What to do
Work through the data line by line, gathering every line that has the word "this".

>> begin

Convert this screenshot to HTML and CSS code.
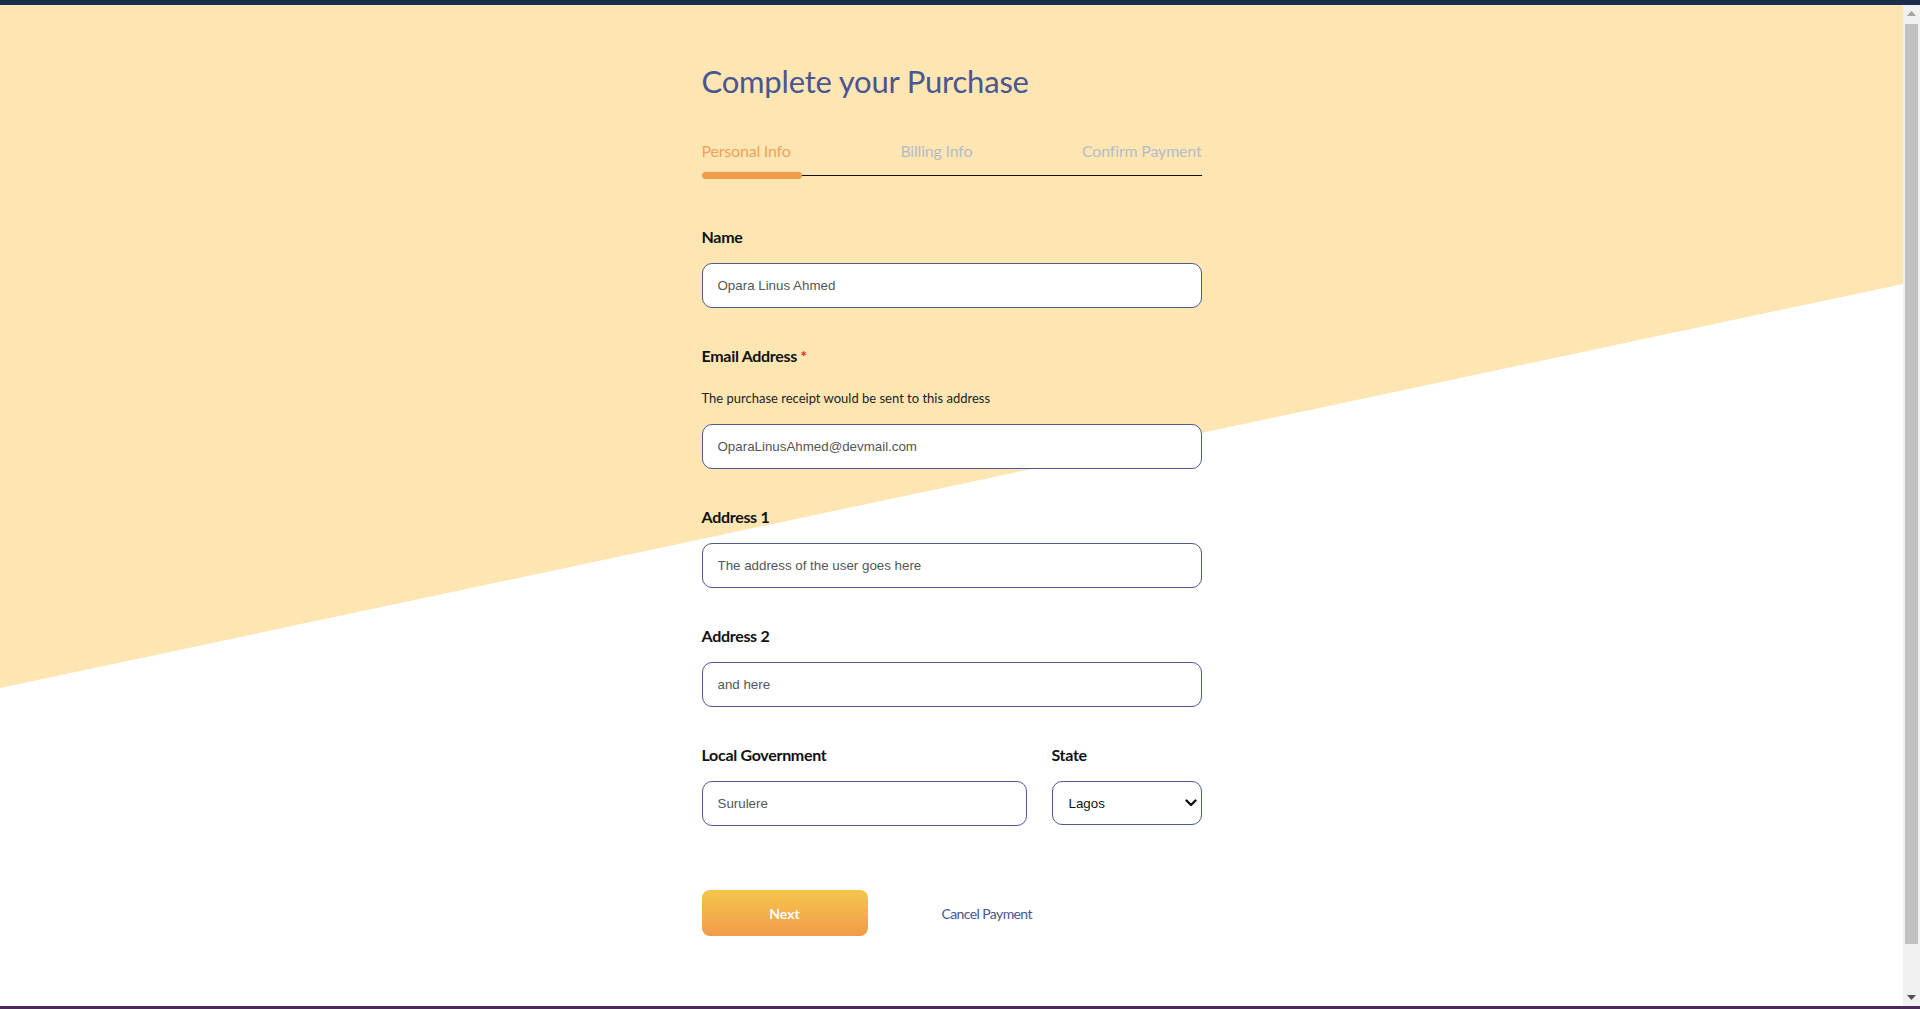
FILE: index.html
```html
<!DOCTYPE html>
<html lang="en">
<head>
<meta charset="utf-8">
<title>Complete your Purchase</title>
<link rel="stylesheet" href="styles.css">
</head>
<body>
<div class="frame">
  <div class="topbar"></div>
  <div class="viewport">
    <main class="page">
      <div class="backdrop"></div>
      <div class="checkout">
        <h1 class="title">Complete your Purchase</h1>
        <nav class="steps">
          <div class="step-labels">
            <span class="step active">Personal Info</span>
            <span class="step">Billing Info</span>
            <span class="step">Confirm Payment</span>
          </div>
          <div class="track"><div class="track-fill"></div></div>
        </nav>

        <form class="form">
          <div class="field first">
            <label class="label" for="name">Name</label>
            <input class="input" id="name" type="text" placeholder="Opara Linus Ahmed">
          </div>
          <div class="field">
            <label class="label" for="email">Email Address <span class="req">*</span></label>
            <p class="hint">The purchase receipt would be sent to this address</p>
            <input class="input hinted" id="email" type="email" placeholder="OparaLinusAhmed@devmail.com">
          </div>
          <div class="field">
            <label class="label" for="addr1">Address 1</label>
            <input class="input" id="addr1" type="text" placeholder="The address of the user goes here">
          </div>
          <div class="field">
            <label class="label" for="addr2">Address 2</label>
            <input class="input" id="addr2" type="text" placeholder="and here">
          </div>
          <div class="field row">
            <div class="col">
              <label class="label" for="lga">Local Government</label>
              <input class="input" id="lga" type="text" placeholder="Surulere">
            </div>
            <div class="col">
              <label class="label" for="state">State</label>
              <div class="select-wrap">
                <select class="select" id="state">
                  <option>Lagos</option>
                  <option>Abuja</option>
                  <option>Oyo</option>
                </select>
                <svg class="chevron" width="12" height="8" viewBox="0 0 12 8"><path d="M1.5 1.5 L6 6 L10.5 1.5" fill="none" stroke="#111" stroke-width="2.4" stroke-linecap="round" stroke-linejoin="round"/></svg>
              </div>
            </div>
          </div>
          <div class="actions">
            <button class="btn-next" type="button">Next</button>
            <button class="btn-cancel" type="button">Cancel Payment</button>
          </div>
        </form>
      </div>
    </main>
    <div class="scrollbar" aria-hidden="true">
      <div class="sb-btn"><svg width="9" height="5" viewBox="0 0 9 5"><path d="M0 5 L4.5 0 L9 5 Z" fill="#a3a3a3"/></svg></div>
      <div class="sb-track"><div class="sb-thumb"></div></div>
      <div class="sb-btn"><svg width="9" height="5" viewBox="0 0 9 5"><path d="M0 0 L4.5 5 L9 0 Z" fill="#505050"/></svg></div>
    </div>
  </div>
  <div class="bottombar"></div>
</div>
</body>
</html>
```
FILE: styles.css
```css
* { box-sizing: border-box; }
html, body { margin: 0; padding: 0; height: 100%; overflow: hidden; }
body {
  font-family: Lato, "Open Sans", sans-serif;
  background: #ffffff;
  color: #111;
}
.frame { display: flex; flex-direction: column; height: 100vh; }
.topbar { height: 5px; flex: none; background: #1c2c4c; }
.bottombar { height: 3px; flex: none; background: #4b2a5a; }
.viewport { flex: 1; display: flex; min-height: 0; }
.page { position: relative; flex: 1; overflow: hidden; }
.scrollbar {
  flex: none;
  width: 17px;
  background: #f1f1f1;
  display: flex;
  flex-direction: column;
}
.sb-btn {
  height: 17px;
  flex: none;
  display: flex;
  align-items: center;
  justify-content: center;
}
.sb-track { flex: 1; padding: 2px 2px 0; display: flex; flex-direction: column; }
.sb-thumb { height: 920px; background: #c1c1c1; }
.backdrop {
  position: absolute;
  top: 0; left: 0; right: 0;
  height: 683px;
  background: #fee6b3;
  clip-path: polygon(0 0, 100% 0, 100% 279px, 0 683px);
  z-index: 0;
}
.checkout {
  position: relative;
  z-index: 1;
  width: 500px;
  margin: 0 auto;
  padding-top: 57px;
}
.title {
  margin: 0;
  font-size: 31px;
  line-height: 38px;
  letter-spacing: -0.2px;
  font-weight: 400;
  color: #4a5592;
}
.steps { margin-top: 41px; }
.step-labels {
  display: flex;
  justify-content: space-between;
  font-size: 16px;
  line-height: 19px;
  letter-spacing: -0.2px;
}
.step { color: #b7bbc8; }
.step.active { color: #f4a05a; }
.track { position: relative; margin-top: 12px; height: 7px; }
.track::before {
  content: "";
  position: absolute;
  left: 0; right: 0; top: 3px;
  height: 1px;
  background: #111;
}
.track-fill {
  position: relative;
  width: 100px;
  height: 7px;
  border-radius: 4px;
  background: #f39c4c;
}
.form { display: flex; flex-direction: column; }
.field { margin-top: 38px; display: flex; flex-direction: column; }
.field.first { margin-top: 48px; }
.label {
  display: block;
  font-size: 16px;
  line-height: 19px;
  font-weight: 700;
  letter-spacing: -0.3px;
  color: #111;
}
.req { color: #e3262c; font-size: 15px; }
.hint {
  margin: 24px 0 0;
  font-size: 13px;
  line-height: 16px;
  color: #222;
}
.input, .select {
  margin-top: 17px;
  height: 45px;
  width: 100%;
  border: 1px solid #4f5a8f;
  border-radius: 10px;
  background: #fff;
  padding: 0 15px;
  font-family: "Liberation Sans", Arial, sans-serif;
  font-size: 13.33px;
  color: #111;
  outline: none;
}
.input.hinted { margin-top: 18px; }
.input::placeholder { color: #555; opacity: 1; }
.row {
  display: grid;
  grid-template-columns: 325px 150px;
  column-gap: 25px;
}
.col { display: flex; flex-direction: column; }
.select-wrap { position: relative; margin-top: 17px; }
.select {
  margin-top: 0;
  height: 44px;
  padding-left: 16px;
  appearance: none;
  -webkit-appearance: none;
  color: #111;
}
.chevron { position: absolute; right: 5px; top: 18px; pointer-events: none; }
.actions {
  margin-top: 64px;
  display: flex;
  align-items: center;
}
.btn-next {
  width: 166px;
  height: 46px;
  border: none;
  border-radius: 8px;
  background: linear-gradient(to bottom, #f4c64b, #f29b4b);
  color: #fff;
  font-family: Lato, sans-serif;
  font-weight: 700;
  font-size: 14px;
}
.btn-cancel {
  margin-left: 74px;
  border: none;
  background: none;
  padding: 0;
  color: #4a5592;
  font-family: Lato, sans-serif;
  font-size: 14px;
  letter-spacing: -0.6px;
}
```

>> end

Completed task
Convert this screenshot to HTML and CSS code.
            <p class="hint">The purchase receipt would be sent to this address</p>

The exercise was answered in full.